**Recorded information:**
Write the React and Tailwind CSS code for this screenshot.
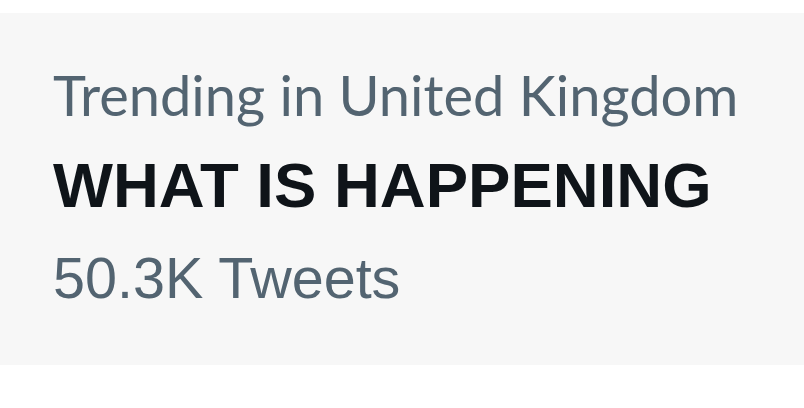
export default function App() {
  return (
    <div className="w-[804px] h-[408px] bg-white pt-[13px]">
      <div className="bg-[#f7f7f7] h-[352px] pl-[53px] pt-[37px] flex flex-col">
        <div className="font-['Lato','Noto_Sans',sans-serif] text-[56px] leading-[90px] text-[#536471] whitespace-nowrap">
          Trending in United Kingdom
        </div>
        <div className="font-['Liberation_Sans',Arial,sans-serif] text-[63.5px] leading-[90px] font-bold text-[#0f1419] whitespace-nowrap">
          WHAT IS HAPPENING
        </div>
        <div className="mt-[3px] font-['Liberation_Sans',Arial,sans-serif] text-[57.5px] leading-[90px] text-[#536471] whitespace-nowrap">
          50.3K Tweets
        </div>
      </div>
    </div>
  );
}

**What you will do:** Your task is to reproduce all of the material exactly. The pictures stay out.

**Exercise solution:**
Write the React and Tailwind CSS code for this screenshot.
export default function App() {
  return (
    <div className="w-[804px] h-[408px] bg-white pt-[13px]">
      <div className="bg-[#f7f7f7] h-[352px] pl-[53px] pt-[37px] flex flex-col">
        <div className="font-['Lato','Noto_Sans',sans-serif] text-[56px] leading-[90px] text-[#536471] whitespace-nowrap">
          Trending in United Kingdom
        </div>
        <div className="font-['Liberation_Sans',Arial,sans-serif] text-[63.5px] leading-[90px] font-bold text-[#0f1419] whitespace-nowrap">
          WHAT IS HAPPENING
        </div>
        <div className="mt-[3px] font-['Liberation_Sans',Arial,sans-serif] text-[57.5px] leading-[90px] text-[#536471] whitespace-nowrap">
          50.3K Tweets
        </div>
      </div>
    </div>
  );
}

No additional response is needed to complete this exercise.